Set down the material below word for word, excluding the pictures.
§ §
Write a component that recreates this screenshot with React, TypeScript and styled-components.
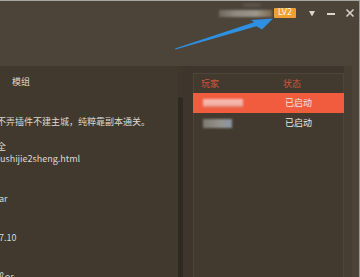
import React from "react";
import styled, { createGlobalStyle } from "styled-components";

const Global = createGlobalStyle`
  html, body { margin: 0; padding: 0; background: #4c4439; }
  body { font-family: "Noto Sans CJK SC", "Noto Sans", sans-serif; }
`;

const Window = styled.div`
  position: relative;
  width: 360px;
  height: 277px;
  box-sizing: border-box;
  background: #4c4439;
  border-top: 1px solid #a8a6a2;
  border-right: 1px solid #9c9a96;
  display: flex;
  flex-direction: column;
  overflow: hidden;
`;

const TitleBar = styled.div`
  height: 65px;
  flex: none;
  box-sizing: border-box;
  display: flex;
  justify-content: flex-end;
  align-items: flex-start;
  padding: 6px 4px 0 0;
`;

const UserBlur = styled.div`
  position: relative;
  width: 53px;
  height: 7px;
  margin-top: 3px;
  margin-right: 2px;
  background: linear-gradient(90deg, #6d675d, #8f8980 30%, #9c968c 70%, #7c6a4f);
  filter: blur(1.1px);
  &::before {
    content: "";
    position: absolute;
    left: 23px;
    top: -7px;
    width: 20px;
    height: 4px;
    border-radius: 50%;
    background: #5c544a;
  }
`;

const Badge = styled.div`
  width: 22px;
  height: 10px;
  margin-top: 1px;
  background: #efa033;
  border-radius: 1px;
  color: #fff6e6;
  font-family: "DejaVu Sans", "Liberation Sans", sans-serif;
  font-size: 8px;
  line-height: 10px;
  text-align: center;
`;

const IconBox = styled.div<{ $gap: number }>`
  width: 10px;
  height: 10px;
  margin-left: ${(p) => p.$gap}px;
  margin-top: 1px;
  display: flex;
  & svg { display: block; }
`;

const Body = styled.div`
  flex: 1;
  display: flex;
  margin-right: 7px;
  background: #3f372d;
  min-height: 0;
`;

const LeftPanel = styled.div`
  width: 178px;
  flex: none;
  background: #41392e;
  display: flex;
  flex-direction: column;
  overflow: hidden;
`;

const LeftHeader = styled.div`
  height: 31px;
  flex: none;
  box-sizing: border-box;
  padding-left: 12px;
  color: #dcd8d0;
  font-size: 9px;
  line-height: 31px;
`;

const List = styled.div`
  display: flex;
  flex-direction: column;
`;

const Item = styled.div<{ $top: number; $shift: number }>`
  margin-top: ${(p) => p.$top}px;
  margin-left: ${(p) => p.$shift}px;
  color: #dcd8d0;
  font-size: 9px;
  line-height: 12px;
  white-space: nowrap;
`;

const ScrollTrack = styled.div`
  width: 5px;
  flex: none;
  margin-top: 31px;
  background: #2e2922;
  border-radius: 3px 3px 0 0;
`;

const Gutter = styled.div<{ $w: number; $bg: string }>`
  width: ${(p) => p.$w}px;
  flex: none;
  background: ${(p) => p.$bg};
`;

const RightPanel = styled.div`
  width: 151px;
  flex: none;
  margin-top: 7px;
  background: #433a2f;
  box-shadow: inset 1px 0 #4d4539, inset -1px 0 #4d4539, inset 0 1px #4d4539;
  display: flex;
  flex-direction: column;
  padding-top: 1px;
`;

const Row = styled.div<{ $active?: boolean; $head?: boolean }>`
  height: ${(p) => (p.$head ? 19 : 20)}px;
  display: grid;
  grid-template-columns: 82px 1fr;
  align-items: center;
  padding-left: 8px;
  background: ${(p) => (p.$active ? "#f15c3e" : "transparent")};
  color: ${(p) => (p.$head ? "#cf553c" : "#ece8e0")};
  font-size: 9px;
  line-height: 12px;
`;

const Cell = styled.div<{ $pad?: number }>`
  padding-left: ${(p) => p.$pad ?? 0}px;
  white-space: nowrap;
`;

const NameBlur = styled.div<{ $w: number; $c: string }>`
  width: ${(p) => p.$w}px;
  height: 9px;
  margin-left: 2px;
  background: ${(p) => p.$c};
  filter: blur(1.3px);
`;

const ArrowLayer = styled.svg`
  position: absolute;
  left: 0;
  top: -1px;
  pointer-events: none;
`;

export default function App() {
  return (
    <>
      <Global />
      <Window>
        <TitleBar>
          <UserBlur />
          <Badge>LV2</Badge>
          <IconBox $gap={11}>
            <svg width="10" height="10" viewBox="0 0 10 10">
              <polygon points="2,3 8,3 5,8.5" fill="#dad6ce" />
            </svg>
          </IconBox>
          <IconBox $gap={9}>
            <svg width="10" height="10" viewBox="0 0 10 10">
              <rect x="1" y="5" width="8" height="2" fill="#dad6ce" />
            </svg>
          </IconBox>
          <IconBox $gap={9}>
            <svg width="10" height="10" viewBox="0 0 10 10">
              <path d="M1.5 1.5 L8.5 8.5 M8.5 1.5 L1.5 8.5" stroke="#dad6ce" strokeWidth="1.5" />
            </svg>
          </IconBox>
        </TitleBar>
        <Body>
          <LeftPanel>
            <LeftHeader>模组</LeftHeader>
            <List>
              <Item $top={19} $shift={-3}>不弄插件不建主城，纯粹靠副本通关。</Item>
              <Item $top={13} $shift={-3}>全</Item>
              <Item $top={0} $shift={0}>ushijie2sheng.html</Item>
              <Item $top={28} $shift={-1}>ar</Item>
              <Item $top={27} $shift={-1}>7.10</Item>
              <Item $top={27} $shift={-1}>ßor</Item>
            </List>
          </LeftPanel>
          <ScrollTrack />
          <Gutter $w={10} $bg="#3e362c" />
          <RightPanel>
            <Row $head>
              <Cell>玩家</Cell>
              <Cell>状态</Cell>
            </Row>
            <Row $active>
              <Cell>
                <NameBlur $w={40} $c="linear-gradient(180deg, #f7c0b6 0%, #f4aca0 70%, #d8563e 100%)" />
              </Cell>
              <Cell $pad={2}>已启动</Cell>
            </Row>
            <Row>
              <Cell>
                <NameBlur $w={29} $c="linear-gradient(90deg, #7d7a74, #96938d 60%, #8a96a6)" />
              </Cell>
              <Cell $pad={2}>已启动</Cell>
            </Row>
          </RightPanel>
          <Gutter $w={8} $bg="#463e33" />
        </Body>
        <ArrowLayer width="360" height="277" viewBox="0 0 360 277">
          <polygon
            points="175,48.6 254,22.2 251,20 273,18.6 262,29.6 256.5,26.2 175.4,49.6"
            fill="#2f8fe0"
          />
        </ArrowLayer>
      </Window>
    </>
  );
}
§ §
• RESPONSE TO THE EXERCISE:
Write a component that recreates this screenshot with React, TypeScript and styled-components.
import React from "react";
import styled, { createGlobalStyle } from "styled-components";

const Global = createGlobalStyle`
  html, body { margin: 0; padding: 0; background: #4c4439; }
  body { font-family: "Noto Sans CJK SC", "Noto Sans", sans-serif; }
`;

const Window = styled.div`
  position: relative;
  width: 360px;
  height: 277px;
  box-sizing: border-box;
  background: #4c4439;
  border-top: 1px solid #a8a6a2;
  border-right: 1px solid #9c9a96;
  display: flex;
  flex-direction: column;
  overflow: hidden;
`;

const TitleBar = styled.div`
  height: 65px;
  flex: none;
  box-sizing: border-box;
  display: flex;
  justify-content: flex-end;
  align-items: flex-start;
  padding: 6px 4px 0 0;
`;

const UserBlur = styled.div`
  position: relative;
  width: 53px;
  height: 7px;
  margin-top: 3px;
  margin-right: 2px;
  background: linear-gradient(90deg, #6d675d, #8f8980 30%, #9c968c 70%, #7c6a4f);
  filter: blur(1.1px);
  &::before {
    content: "";
    position: absolute;
    left: 23px;
    top: -7px;
    width: 20px;
    height: 4px;
    border-radius: 50%;
    background: #5c544a;
  }
`;

const Badge = styled.div`
  width: 22px;
  height: 10px;
  margin-top: 1px;
  background: #efa033;
  border-radius: 1px;
  color: #fff6e6;
  font-family: "DejaVu Sans", "Liberation Sans", sans-serif;
  font-size: 8px;
  line-height: 10px;
  text-align: center;
`;

const IconBox = styled.div<{ $gap: number }>`
  width: 10px;
  height: 10px;
  margin-left: ${(p) => p.$gap}px;
  margin-top: 1px;
  display: flex;
  & svg { display: block; }
`;

const Body = styled.div`
  flex: 1;
  display: flex;
  margin-right: 7px;
  background: #3f372d;
  min-height: 0;
`;

const LeftPanel = styled.div`
  width: 178px;
  flex: none;
  background: #41392e;
  display: flex;
  flex-direction: column;
  overflow: hidden;
`;

const LeftHeader = styled.div`
  height: 31px;
  flex: none;
  box-sizing: border-box;
  padding-left: 12px;
  color: #dcd8d0;
  font-size: 9px;
  line-height: 31px;
`;

const List = styled.div`
  display: flex;
  flex-direction: column;
`;

const Item = styled.div<{ $top: number; $shift: number }>`
  margin-top: ${(p) => p.$top}px;
  margin-left: ${(p) => p.$shift}px;
  color: #dcd8d0;
  font-size: 9px;
  line-height: 12px;
  white-space: nowrap;
`;

const ScrollTrack = styled.div`
  width: 5px;
  flex: none;
  margin-top: 31px;
  background: #2e2922;
  border-radius: 3px 3px 0 0;
`;

const Gutter = styled.div<{ $w: number; $bg: string }>`
  width: ${(p) => p.$w}px;
  flex: none;
  background: ${(p) => p.$bg};
`;

const RightPanel = styled.div`
  width: 151px;
  flex: none;
  margin-top: 7px;
  background: #433a2f;
  box-shadow: inset 1px 0 #4d4539, inset -1px 0 #4d4539, inset 0 1px #4d4539;
  display: flex;
  flex-direction: column;
  padding-top: 1px;
`;

const Row = styled.div<{ $active?: boolean; $head?: boolean }>`
  height: ${(p) => (p.$head ? 19 : 20)}px;
  display: grid;
  grid-template-columns: 82px 1fr;
  align-items: center;
  padding-left: 8px;
  background: ${(p) => (p.$active ? "#f15c3e" : "transparent")};
  color: ${(p) => (p.$head ? "#cf553c" : "#ece8e0")};
  font-size: 9px;
  line-height: 12px;
`;

const Cell = styled.div<{ $pad?: number }>`
  padding-left: ${(p) => p.$pad ?? 0}px;
  white-space: nowrap;
`;

const NameBlur = styled.div<{ $w: number; $c: string }>`
  width: ${(p) => p.$w}px;
  height: 9px;
  margin-left: 2px;
  background: ${(p) => p.$c};
  filter: blur(1.3px);
`;

const ArrowLayer = styled.svg`
  position: absolute;
  left: 0;
  top: -1px;
  pointer-events: none;
`;

export default function App() {
  return (
    <>
      <Global />
      <Window>
        <TitleBar>
          <UserBlur />
          <Badge>LV2</Badge>
          <IconBox $gap={11}>
            <svg width="10" height="10" viewBox="0 0 10 10">
              <polygon points="2,3 8,3 5,8.5" fill="#dad6ce" />
            </svg>
          </IconBox>
          <IconBox $gap={9}>
            <svg width="10" height="10" viewBox="0 0 10 10">
              <rect x="1" y="5" width="8" height="2" fill="#dad6ce" />
            </svg>
          </IconBox>
          <IconBox $gap={9}>
            <svg width="10" height="10" viewBox="0 0 10 10">
              <path d="M1.5 1.5 L8.5 8.5 M8.5 1.5 L1.5 8.5" stroke="#dad6ce" strokeWidth="1.5" />
            </svg>
          </IconBox>
        </TitleBar>
        <Body>
          <LeftPanel>
            <LeftHeader>模组</LeftHeader>
            <List>
              <Item $top={19} $shift={-3}>不弄插件不建主城，纯粹靠副本通关。</Item>
              <Item $top={13} $shift={-3}>全</Item>
              <Item $top={0} $shift={0}>ushijie2sheng.html</Item>
              <Item $top={28} $shift={-1}>ar</Item>
              <Item $top={27} $shift={-1}>7.10</Item>
              <Item $top={27} $shift={-1}>ßor</Item>
            </List>
          </LeftPanel>
          <ScrollTrack />
          <Gutter $w={10} $bg="#3e362c" />
          <RightPanel>
            <Row $head>
              <Cell>玩家</Cell>
              <Cell>状态</Cell>
            </Row>
            <Row $active>
              <Cell>
                <NameBlur $w={40} $c="linear-gradient(180deg, #f7c0b6 0%, #f4aca0 70%, #d8563e 100%)" />
              </Cell>
              <Cell $pad={2}>已启动</Cell>
            </Row>
            <Row>
              <Cell>
                <NameBlur $w={29} $c="linear-gradient(90deg, #7d7a74, #96938d 60%, #8a96a6)" />
              </Cell>
              <Cell $pad={2}>已启动</Cell>
            </Row>
          </RightPanel>
          <Gutter $w={8} $bg="#463e33" />
        </Body>
        <ArrowLayer width="360" height="277" viewBox="0 0 360 277">
          <polygon
            points="175,48.6 254,22.2 251,20 273,18.6 262,29.6 256.5,26.2 175.4,49.6"
            fill="#2f8fe0"
          />
        </ArrowLayer>
      </Window>
    </>
  );
}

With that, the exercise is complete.